BMW is using its home motor show in Munich to showcase strides it is making in sustainability. And it has created a unique concept to help get its point across: the i Vision Circular.
Conceived as a compact electric vehicle that would be on sale in 2040, the i Vision Circular is a four metre-long, five-door supermini that introduces a raft of new design treatments for the BMW brand. Most notable is the front end, which completely rethinks the double-kidney grille treatment, but there’s an entirely new look at the rear too, plus an enormous overall glass area to help make the cabin feel more spacious and airy.

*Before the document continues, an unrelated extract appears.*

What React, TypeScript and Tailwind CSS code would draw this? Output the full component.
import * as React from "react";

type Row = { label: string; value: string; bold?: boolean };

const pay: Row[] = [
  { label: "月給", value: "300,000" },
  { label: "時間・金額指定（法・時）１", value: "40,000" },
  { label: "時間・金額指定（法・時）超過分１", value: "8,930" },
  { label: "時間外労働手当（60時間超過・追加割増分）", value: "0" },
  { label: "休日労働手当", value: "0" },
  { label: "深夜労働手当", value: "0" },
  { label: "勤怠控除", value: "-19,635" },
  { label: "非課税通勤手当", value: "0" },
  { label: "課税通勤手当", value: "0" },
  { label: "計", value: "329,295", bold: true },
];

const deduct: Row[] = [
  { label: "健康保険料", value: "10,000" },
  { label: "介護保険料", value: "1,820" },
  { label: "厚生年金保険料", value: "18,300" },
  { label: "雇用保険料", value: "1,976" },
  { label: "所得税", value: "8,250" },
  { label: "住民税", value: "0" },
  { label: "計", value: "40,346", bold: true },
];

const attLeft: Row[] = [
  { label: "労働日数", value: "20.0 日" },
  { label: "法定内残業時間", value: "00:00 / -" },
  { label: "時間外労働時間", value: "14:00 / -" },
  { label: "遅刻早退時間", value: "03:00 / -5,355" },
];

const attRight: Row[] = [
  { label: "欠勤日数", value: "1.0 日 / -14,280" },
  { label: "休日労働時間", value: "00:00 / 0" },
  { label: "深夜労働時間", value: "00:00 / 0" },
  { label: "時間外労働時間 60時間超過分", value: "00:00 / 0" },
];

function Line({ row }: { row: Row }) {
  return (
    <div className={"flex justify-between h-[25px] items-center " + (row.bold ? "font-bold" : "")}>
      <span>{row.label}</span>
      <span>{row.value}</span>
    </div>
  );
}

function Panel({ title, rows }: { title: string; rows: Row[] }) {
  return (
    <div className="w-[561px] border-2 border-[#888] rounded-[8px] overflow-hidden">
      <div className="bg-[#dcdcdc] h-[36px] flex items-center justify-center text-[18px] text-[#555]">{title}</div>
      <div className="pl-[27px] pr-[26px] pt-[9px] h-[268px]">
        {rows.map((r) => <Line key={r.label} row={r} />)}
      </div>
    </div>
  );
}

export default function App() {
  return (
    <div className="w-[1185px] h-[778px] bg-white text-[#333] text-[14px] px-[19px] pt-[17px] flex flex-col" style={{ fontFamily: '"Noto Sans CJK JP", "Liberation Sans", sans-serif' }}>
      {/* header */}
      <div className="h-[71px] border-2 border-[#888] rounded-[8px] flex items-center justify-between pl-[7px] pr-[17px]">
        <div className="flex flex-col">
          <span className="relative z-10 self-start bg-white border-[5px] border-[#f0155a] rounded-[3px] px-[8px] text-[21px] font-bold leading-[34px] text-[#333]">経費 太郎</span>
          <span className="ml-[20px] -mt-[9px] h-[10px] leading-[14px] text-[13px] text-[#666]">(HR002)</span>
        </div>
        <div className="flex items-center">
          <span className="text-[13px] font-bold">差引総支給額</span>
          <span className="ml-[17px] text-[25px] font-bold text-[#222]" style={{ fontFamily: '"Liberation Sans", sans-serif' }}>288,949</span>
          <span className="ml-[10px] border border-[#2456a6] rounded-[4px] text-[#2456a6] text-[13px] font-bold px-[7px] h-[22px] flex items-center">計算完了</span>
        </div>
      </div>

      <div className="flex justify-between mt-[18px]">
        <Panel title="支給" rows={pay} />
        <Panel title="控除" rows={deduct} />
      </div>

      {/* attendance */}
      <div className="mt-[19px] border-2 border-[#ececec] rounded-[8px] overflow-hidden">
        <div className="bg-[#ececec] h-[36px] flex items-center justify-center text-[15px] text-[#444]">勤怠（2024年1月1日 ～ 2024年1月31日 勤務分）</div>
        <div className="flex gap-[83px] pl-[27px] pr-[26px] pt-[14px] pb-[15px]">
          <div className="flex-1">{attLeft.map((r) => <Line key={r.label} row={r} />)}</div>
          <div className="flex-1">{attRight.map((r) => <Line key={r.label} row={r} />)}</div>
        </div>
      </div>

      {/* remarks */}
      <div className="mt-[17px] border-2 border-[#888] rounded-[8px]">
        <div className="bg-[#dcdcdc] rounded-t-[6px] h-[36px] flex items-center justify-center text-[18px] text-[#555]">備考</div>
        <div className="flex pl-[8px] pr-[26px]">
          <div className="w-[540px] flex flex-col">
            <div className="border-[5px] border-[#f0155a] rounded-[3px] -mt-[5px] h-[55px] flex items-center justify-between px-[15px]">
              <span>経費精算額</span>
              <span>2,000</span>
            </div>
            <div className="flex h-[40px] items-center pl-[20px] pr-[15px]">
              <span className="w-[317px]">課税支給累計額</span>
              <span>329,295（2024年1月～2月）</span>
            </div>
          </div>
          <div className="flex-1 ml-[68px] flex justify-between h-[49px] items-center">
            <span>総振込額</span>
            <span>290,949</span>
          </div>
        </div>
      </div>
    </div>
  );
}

The materials and techniques involved in manufacturing are more important than the car’s shape; indeed, BMW takes care to point out that the latest concept “does not offer a foretaste of the ‘Neue Klasse’ (the next wave of new models from the firm)”. Instead the i Vision Circular shows how a car can be produced with 100-per cent recycled materials which can, in turn, be completely recycled themselves.

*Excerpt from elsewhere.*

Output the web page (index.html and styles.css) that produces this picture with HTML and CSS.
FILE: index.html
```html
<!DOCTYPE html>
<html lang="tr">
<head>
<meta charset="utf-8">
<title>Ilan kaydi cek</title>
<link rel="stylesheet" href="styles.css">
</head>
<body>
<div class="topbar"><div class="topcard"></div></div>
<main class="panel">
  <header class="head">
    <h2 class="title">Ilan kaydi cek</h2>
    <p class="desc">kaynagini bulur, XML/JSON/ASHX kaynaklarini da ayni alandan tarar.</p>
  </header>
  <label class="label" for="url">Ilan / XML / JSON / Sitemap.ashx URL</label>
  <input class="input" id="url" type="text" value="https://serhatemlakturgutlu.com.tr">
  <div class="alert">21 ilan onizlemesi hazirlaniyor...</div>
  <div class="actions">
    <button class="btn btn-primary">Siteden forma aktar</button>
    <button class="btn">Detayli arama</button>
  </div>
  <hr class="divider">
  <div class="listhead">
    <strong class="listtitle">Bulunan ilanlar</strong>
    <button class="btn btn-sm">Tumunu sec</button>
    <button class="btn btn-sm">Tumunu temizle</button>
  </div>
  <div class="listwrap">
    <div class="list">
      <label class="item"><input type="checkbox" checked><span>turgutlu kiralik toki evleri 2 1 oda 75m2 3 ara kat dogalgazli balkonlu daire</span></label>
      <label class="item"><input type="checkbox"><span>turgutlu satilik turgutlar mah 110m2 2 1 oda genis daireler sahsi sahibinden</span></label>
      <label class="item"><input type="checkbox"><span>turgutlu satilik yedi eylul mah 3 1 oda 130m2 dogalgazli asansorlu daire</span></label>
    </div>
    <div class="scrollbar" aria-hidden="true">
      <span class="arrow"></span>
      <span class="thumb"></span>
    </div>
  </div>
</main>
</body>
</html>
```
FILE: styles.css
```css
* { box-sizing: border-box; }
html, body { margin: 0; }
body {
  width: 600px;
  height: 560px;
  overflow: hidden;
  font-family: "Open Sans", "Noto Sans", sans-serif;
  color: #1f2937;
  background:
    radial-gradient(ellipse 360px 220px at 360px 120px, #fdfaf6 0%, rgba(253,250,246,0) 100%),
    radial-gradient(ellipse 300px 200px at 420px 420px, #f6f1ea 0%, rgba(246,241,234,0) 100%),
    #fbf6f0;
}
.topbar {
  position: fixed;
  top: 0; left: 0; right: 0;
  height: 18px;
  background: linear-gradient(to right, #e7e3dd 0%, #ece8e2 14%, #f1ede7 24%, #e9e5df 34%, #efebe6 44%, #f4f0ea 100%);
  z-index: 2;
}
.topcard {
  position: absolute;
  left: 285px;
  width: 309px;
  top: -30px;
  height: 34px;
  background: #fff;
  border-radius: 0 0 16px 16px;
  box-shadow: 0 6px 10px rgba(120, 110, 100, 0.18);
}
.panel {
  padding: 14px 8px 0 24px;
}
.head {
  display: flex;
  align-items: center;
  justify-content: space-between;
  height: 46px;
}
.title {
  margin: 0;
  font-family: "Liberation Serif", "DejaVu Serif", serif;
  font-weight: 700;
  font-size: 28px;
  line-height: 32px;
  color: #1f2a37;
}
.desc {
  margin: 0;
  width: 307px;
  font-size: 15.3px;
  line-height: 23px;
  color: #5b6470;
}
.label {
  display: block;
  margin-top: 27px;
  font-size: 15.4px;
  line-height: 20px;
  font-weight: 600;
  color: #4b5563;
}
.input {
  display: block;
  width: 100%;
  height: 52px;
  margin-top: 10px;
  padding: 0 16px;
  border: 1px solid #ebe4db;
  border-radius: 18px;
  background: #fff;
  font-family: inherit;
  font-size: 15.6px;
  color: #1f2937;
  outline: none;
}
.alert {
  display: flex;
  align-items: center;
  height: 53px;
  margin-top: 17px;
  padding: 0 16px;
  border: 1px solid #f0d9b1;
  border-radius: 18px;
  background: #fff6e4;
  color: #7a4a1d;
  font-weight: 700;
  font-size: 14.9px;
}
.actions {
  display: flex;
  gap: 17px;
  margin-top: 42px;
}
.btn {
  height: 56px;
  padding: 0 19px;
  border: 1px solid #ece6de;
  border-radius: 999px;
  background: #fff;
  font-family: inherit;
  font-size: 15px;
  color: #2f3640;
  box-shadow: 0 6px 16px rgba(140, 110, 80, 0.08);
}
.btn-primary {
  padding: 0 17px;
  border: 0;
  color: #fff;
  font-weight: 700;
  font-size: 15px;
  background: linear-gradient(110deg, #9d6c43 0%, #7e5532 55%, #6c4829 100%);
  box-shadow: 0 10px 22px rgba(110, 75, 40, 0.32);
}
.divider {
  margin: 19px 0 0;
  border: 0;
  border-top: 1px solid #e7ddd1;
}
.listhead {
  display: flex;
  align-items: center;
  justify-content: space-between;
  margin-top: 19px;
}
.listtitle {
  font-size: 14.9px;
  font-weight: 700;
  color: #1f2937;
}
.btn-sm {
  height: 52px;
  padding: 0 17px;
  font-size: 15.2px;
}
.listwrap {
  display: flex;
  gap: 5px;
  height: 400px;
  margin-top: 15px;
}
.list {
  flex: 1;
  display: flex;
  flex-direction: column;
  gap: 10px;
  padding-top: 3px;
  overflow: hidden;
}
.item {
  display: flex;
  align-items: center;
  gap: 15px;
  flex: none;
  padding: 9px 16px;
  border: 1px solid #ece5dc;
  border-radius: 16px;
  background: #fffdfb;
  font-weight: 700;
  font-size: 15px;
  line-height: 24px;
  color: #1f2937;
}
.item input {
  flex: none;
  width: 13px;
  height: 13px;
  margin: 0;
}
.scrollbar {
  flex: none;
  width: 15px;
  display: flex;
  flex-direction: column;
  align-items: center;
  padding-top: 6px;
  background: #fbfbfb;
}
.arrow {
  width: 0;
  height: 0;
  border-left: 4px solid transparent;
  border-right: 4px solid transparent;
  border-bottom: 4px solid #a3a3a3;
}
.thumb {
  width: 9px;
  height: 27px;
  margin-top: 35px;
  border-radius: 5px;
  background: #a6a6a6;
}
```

As a result, the car is designed to be taken apart easily for end-of-life repurposing, with quick-release fasteners on the wheels, seats and instrument panel. BMW says that the front grille treatment shows how digital design might, in future, take the place of physical shaping of bumpers and lights, reducing the complexity and impact of manufacturing. There are no physical badges attached either; instead, the BMW and car logos are laser-etched onto the panels.
Other novel techniques include bumpers made from recycled plastic, surfaces finished in anodised secondary aluminium instead of paint, and tyres made from naturally cultivated (and semi-transparent) rubber.
Inside, there are two lounge seats up front – again, made from recycled plastics – and ‘quick-release’ mechanisms to allow the metal and fabric to be removed easily. The instrument panel has been replaced by a gesture-controlled crystal unit that reacts to hand movements with a lighting effect. The conventional instrument panel has been moved to the bottom of the windscreen, removing the need for any other displays in the cabin.
The rear seats are surrounded by an anodised aluminium frame, and the deep-pile carpet is made from recycled plastic. A glass iDrive controlled from the forthcoming BMW iX also makes an appearance – repurposed and installed in the C-pillar, as a cabin light.
Oliver Zipse, BMW’s chairman, said, “The i Vision Circular illustrates our all-encompassing, meticulous way of thinking when it comes to sustainable mobility. It symbolises our ambition to be a pioneering force in the development of a circular economy. We lead the way for resource efficiency in production and we are seeking to extend this status to all stages of the vehicle lifecycle. This is a question of economic sustainability too, as the current trend in commodity prices clearly shows the financial consequences in store for any industry that is reliant on finite resources.”
He added, “I can promise that, on a sustainability level, the ‘Neue Klasse’ is being developed with the same mindset applied for the BMW i Vision Circular.”